_EXERCISE INSTRUCTIONS_
Transcribe the whole listing below without changing a word, but leave out every image.

_SUPPLIED INFORMATION_
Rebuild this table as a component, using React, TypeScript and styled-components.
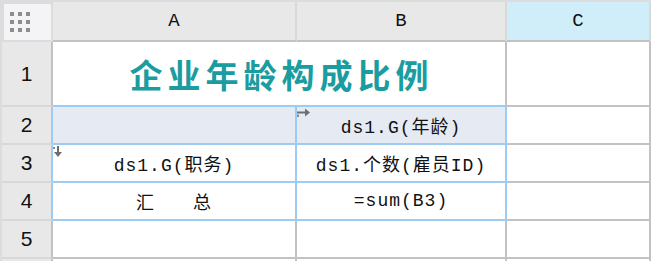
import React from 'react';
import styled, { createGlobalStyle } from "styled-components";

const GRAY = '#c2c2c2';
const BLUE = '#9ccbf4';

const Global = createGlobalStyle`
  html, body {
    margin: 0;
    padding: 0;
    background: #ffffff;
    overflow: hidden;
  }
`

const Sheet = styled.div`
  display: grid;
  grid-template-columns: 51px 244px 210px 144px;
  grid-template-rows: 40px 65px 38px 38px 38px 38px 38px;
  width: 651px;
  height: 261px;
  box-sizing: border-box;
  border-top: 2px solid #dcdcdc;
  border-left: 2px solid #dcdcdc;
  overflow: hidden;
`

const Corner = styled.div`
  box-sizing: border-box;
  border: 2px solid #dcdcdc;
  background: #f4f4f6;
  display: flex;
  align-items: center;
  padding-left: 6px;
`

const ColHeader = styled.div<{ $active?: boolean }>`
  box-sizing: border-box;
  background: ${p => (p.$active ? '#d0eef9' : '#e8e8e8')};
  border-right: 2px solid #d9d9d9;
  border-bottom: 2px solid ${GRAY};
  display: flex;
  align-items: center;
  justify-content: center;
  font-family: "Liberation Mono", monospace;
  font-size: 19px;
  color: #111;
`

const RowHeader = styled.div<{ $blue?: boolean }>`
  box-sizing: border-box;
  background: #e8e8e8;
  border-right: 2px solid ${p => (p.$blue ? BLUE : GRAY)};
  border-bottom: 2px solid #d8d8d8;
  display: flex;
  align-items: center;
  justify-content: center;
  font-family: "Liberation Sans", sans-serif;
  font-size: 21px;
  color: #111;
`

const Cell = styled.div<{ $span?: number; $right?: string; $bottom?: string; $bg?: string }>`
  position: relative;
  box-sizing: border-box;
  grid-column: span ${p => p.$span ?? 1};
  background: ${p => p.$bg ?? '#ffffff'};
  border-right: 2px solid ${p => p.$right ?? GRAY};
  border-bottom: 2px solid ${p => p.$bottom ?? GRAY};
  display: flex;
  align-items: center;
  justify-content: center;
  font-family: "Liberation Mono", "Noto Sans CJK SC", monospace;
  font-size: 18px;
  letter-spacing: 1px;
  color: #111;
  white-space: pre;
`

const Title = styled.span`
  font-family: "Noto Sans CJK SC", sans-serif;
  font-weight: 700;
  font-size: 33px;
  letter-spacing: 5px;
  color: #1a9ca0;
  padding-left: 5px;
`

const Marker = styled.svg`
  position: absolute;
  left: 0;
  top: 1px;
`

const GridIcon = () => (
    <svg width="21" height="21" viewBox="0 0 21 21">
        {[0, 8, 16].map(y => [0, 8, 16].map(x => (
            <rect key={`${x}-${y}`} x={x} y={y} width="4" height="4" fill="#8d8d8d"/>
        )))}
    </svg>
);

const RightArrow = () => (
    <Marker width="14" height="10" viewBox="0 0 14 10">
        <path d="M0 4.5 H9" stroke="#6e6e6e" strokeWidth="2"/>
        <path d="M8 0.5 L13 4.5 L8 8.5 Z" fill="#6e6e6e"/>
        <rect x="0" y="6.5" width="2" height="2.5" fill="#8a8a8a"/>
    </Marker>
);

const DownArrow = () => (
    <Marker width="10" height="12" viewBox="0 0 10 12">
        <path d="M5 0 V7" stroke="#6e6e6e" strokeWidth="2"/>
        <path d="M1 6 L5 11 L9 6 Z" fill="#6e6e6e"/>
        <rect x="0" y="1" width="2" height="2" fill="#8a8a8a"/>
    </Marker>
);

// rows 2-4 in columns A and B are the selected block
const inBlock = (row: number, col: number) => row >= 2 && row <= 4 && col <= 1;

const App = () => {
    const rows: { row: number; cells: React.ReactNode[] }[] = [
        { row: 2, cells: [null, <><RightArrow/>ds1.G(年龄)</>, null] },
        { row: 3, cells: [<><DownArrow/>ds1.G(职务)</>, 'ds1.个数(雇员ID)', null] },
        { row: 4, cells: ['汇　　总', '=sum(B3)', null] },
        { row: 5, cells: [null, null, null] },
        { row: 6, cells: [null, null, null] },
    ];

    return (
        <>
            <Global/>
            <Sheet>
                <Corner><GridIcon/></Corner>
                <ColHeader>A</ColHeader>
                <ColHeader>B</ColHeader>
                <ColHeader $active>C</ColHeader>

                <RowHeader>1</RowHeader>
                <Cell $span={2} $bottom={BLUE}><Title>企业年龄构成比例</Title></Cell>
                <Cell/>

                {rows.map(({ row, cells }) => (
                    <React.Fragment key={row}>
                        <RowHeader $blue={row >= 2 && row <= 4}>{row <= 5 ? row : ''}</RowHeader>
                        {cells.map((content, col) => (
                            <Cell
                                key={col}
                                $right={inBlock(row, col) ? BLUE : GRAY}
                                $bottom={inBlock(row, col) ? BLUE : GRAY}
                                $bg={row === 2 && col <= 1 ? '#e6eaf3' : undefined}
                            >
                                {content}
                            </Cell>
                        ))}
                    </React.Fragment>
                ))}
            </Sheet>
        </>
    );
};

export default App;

_WORKED SOLUTION_
Rebuild this table as a component, using React, TypeScript and styled-components.
import React from 'react';
import styled, { createGlobalStyle } from "styled-components";

const GRAY = '#c2c2c2';
const BLUE = '#9ccbf4';

const Global = createGlobalStyle`
  html, body {
    margin: 0;
    padding: 0;
    background: #ffffff;
    overflow: hidden;
  }
`

const Sheet = styled.div`
  display: grid;
  grid-template-columns: 51px 244px 210px 144px;
  grid-template-rows: 40px 65px 38px 38px 38px 38px 38px;
  width: 651px;
  height: 261px;
  box-sizing: border-box;
  border-top: 2px solid #dcdcdc;
  border-left: 2px solid #dcdcdc;
  overflow: hidden;
`

const Corner = styled.div`
  box-sizing: border-box;
  border: 2px solid #dcdcdc;
  background: #f4f4f6;
  display: flex;
  align-items: center;
  padding-left: 6px;
`

const ColHeader = styled.div<{ $active?: boolean }>`
  box-sizing: border-box;
  background: ${p => (p.$active ? '#d0eef9' : '#e8e8e8')};
  border-right: 2px solid #d9d9d9;
  border-bottom: 2px solid ${GRAY};
  display: flex;
  align-items: center;
  justify-content: center;
  font-family: "Liberation Mono", monospace;
  font-size: 19px;
  color: #111;
`

const RowHeader = styled.div<{ $blue?: boolean }>`
  box-sizing: border-box;
  background: #e8e8e8;
  border-right: 2px solid ${p => (p.$blue ? BLUE : GRAY)};
  border-bottom: 2px solid #d8d8d8;
  display: flex;
  align-items: center;
  justify-content: center;
  font-family: "Liberation Sans", sans-serif;
  font-size: 21px;
  color: #111;
`

const Cell = styled.div<{ $span?: number; $right?: string; $bottom?: string; $bg?: string }>`
  position: relative;
  box-sizing: border-box;
  grid-column: span ${p => p.$span ?? 1};
  background: ${p => p.$bg ?? '#ffffff'};
  border-right: 2px solid ${p => p.$right ?? GRAY};
  border-bottom: 2px solid ${p => p.$bottom ?? GRAY};
  display: flex;
  align-items: center;
  justify-content: center;
  font-family: "Liberation Mono", "Noto Sans CJK SC", monospace;
  font-size: 18px;
  letter-spacing: 1px;
  color: #111;
  white-space: pre;
`

const Title = styled.span`
  font-family: "Noto Sans CJK SC", sans-serif;
  font-weight: 700;
  font-size: 33px;
  letter-spacing: 5px;
  color: #1a9ca0;
  padding-left: 5px;
`

const Marker = styled.svg`
  position: absolute;
  left: 0;
  top: 1px;
`

const GridIcon = () => (
    <svg width="21" height="21" viewBox="0 0 21 21">
        {[0, 8, 16].map(y => [0, 8, 16].map(x => (
            <rect key={`${x}-${y}`} x={x} y={y} width="4" height="4" fill="#8d8d8d"/>
        )))}
    </svg>
);

const RightArrow = () => (
    <Marker width="14" height="10" viewBox="0 0 14 10">
        <path d="M0 4.5 H9" stroke="#6e6e6e" strokeWidth="2"/>
        <path d="M8 0.5 L13 4.5 L8 8.5 Z" fill="#6e6e6e"/>
        <rect x="0" y="6.5" width="2" height="2.5" fill="#8a8a8a"/>
    </Marker>
);

const DownArrow = () => (
    <Marker width="10" height="12" viewBox="0 0 10 12">
        <path d="M5 0 V7" stroke="#6e6e6e" strokeWidth="2"/>
        <path d="M1 6 L5 11 L9 6 Z" fill="#6e6e6e"/>
        <rect x="0" y="1" width="2" height="2" fill="#8a8a8a"/>
    </Marker>
);

// rows 2-4 in columns A and B are the selected block
const inBlock = (row: number, col: number) => row >= 2 && row <= 4 && col <= 1;

const App = () => {
    const rows: { row: number; cells: React.ReactNode[] }[] = [
        { row: 2, cells: [null, <><RightArrow/>ds1.G(年龄)</>, null] },
        { row: 3, cells: [<><DownArrow/>ds1.G(职务)</>, 'ds1.个数(雇员ID)', null] },
        { row: 4, cells: ['汇　　总', '=sum(B3)', null] },
        { row: 5, cells: [null, null, null] },
        { row: 6, cells: [null, null, null] },
    ];

    return (
        <>
            <Global/>
            <Sheet>
                <Corner><GridIcon/></Corner>
                <ColHeader>A</ColHeader>
                <ColHeader>B</ColHeader>
                <ColHeader $active>C</ColHeader>

                <RowHeader>1</RowHeader>
                <Cell $span={2} $bottom={BLUE}><Title>企业年龄构成比例</Title></Cell>
                <Cell/>

                {rows.map(({ row, cells }) => (
                    <React.Fragment key={row}>
                        <RowHeader $blue={row >= 2 && row <= 4}>{row <= 5 ? row : ''}</RowHeader>
                        {cells.map((content, col) => (
                            <Cell
                                key={col}
                                $right={inBlock(row, col) ? BLUE : GRAY}
                                $bottom={inBlock(row, col) ? BLUE : GRAY}
                                $bg={row === 2 && col <= 1 ? '#e6eaf3' : undefined}
                            >
                                {content}
                            </Cell>
                        ))}
                    </React.Fragment>
                ))}
            </Sheet>
        </>
    );
};

export default App;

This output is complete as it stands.